# Description of the task
Bring together all lines of the material below that contain the string "index".

###

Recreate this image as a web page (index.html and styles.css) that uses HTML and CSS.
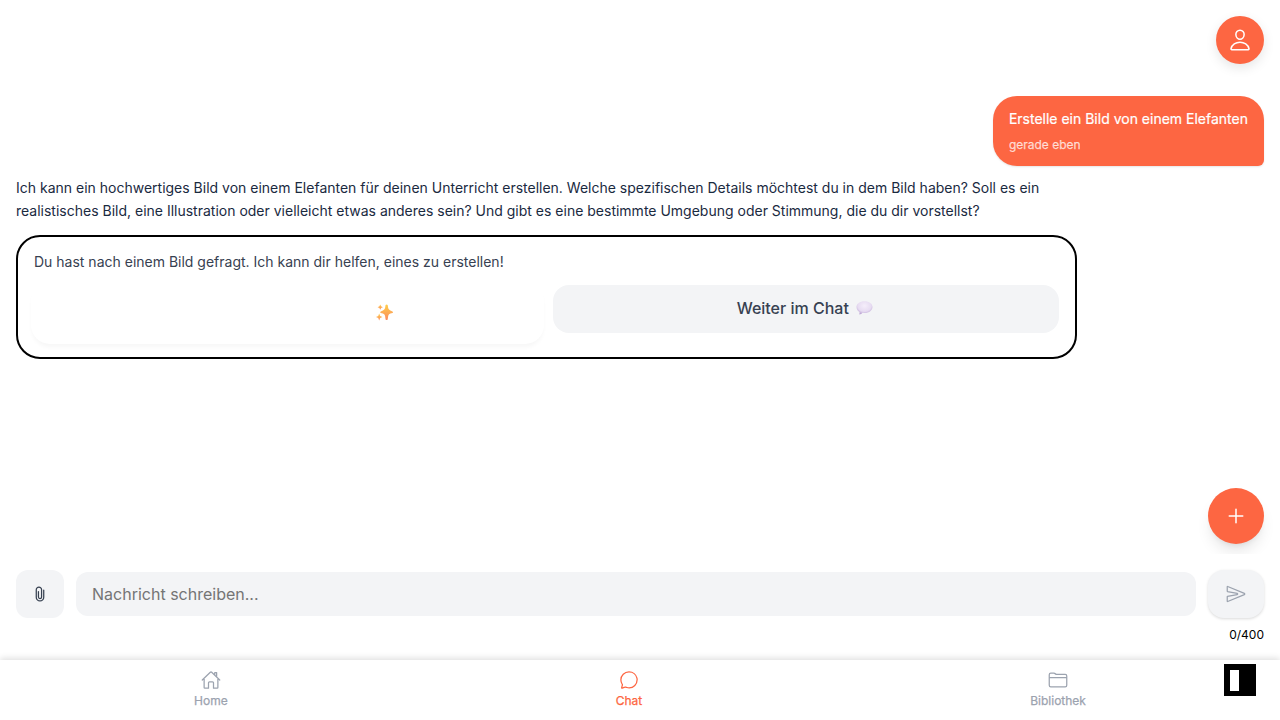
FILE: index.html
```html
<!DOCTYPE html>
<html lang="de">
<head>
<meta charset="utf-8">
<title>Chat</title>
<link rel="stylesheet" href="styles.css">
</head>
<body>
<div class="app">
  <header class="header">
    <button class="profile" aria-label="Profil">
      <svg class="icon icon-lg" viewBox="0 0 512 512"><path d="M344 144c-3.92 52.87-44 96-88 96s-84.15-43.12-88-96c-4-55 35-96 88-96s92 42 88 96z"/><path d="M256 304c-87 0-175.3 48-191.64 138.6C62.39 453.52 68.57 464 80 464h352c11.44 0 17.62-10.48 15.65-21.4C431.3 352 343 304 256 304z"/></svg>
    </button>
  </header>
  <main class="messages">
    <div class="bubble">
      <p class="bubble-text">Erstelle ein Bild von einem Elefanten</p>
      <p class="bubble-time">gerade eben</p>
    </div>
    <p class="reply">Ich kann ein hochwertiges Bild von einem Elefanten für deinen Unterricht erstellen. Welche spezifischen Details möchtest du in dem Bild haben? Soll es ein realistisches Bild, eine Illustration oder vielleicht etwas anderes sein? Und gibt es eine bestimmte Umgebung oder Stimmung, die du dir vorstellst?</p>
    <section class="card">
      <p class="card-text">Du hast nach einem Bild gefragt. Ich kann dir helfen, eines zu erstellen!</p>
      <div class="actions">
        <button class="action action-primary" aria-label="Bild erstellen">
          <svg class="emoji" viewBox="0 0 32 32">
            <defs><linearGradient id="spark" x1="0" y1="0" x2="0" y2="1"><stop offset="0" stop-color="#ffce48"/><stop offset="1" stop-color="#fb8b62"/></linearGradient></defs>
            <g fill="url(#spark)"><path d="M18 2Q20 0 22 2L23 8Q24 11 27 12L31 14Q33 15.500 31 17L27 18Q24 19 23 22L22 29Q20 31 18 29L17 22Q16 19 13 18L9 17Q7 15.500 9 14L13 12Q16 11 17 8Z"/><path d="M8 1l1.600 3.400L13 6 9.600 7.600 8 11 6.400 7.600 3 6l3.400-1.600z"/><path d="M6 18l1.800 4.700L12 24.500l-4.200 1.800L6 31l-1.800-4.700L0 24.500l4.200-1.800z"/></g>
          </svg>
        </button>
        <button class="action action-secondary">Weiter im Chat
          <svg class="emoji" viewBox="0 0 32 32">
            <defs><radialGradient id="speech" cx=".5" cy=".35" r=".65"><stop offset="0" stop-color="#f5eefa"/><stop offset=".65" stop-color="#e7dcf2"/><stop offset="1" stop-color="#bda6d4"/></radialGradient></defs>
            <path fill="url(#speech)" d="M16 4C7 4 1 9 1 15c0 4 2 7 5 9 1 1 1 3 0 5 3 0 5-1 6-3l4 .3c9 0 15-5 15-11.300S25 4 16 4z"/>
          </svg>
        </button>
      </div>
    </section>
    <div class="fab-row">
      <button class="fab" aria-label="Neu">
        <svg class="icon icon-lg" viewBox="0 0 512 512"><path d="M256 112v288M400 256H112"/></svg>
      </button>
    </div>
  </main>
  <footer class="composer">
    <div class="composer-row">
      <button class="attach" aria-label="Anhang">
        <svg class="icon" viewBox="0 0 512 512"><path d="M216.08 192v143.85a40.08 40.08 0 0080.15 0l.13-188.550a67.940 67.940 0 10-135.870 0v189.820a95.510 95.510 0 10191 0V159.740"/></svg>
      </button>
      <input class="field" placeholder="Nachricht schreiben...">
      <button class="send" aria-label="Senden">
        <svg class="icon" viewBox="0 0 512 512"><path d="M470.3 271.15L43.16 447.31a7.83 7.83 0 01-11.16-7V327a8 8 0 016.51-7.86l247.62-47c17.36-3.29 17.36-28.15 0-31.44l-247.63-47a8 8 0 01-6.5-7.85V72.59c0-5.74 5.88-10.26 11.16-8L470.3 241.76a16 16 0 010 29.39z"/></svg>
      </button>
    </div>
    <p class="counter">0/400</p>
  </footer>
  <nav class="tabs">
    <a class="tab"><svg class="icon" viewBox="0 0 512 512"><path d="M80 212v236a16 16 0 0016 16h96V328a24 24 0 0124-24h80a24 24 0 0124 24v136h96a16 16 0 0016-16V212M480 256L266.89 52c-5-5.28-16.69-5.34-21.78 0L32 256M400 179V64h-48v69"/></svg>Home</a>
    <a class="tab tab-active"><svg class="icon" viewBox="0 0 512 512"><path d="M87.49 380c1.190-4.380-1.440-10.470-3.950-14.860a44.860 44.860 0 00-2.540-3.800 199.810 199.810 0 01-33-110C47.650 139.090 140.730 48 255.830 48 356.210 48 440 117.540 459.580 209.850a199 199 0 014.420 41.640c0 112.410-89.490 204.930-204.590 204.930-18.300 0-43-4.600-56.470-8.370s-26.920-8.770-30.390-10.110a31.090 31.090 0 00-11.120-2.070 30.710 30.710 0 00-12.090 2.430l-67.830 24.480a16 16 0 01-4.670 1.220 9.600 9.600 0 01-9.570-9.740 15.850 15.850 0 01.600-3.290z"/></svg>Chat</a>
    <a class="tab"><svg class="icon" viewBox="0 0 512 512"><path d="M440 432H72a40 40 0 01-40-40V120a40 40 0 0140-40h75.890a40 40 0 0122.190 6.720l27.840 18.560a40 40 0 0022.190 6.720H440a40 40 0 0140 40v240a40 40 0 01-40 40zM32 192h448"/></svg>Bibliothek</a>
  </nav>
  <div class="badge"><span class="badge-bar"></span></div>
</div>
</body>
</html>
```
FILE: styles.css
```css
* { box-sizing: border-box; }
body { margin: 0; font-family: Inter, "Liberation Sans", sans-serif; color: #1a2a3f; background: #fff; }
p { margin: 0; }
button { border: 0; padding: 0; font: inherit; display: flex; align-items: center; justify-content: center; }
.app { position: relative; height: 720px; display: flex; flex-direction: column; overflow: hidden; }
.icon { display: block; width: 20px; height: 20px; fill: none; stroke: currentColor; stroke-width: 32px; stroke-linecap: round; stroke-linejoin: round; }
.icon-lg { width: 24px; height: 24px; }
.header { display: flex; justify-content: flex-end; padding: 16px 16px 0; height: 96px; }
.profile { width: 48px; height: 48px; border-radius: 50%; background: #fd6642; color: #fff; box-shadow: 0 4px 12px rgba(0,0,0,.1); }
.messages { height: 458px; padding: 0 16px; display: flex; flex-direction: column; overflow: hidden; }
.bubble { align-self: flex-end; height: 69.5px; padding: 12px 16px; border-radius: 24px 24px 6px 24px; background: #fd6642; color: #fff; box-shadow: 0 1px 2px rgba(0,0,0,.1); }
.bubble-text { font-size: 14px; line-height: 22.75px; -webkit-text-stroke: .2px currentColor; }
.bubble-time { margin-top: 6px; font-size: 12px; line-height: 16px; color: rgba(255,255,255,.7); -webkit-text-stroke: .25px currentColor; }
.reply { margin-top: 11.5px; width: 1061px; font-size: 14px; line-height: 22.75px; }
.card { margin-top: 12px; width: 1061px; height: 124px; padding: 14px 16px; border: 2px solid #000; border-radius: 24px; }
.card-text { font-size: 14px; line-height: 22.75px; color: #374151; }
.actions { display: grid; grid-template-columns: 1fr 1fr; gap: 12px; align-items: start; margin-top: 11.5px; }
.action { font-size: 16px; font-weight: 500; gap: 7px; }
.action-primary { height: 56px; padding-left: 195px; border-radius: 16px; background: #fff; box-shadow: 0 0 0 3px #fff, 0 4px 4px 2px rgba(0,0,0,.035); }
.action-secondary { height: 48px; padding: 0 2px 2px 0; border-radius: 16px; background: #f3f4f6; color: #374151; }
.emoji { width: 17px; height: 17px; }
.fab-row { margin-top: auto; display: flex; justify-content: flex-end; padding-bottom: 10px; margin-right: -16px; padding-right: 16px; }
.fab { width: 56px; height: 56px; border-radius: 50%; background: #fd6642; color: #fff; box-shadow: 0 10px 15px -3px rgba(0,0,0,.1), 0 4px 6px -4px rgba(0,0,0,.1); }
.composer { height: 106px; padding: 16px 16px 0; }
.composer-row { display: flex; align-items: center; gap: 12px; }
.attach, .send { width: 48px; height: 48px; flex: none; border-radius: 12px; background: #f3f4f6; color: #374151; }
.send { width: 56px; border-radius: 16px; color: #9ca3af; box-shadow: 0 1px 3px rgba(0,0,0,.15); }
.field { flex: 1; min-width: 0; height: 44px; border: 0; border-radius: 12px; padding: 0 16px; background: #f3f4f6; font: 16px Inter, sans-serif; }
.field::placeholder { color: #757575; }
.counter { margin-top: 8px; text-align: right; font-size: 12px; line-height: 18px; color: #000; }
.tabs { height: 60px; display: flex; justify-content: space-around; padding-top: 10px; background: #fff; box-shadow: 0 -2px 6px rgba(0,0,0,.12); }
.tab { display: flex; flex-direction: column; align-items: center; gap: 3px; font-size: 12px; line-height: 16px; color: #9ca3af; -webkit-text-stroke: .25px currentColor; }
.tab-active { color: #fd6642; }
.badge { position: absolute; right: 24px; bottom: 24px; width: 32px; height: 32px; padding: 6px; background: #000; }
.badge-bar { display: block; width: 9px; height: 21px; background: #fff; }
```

###

# Result below
Recreate this image as a web page (index.html and styles.css) that uses HTML and CSS.
FILE: index.html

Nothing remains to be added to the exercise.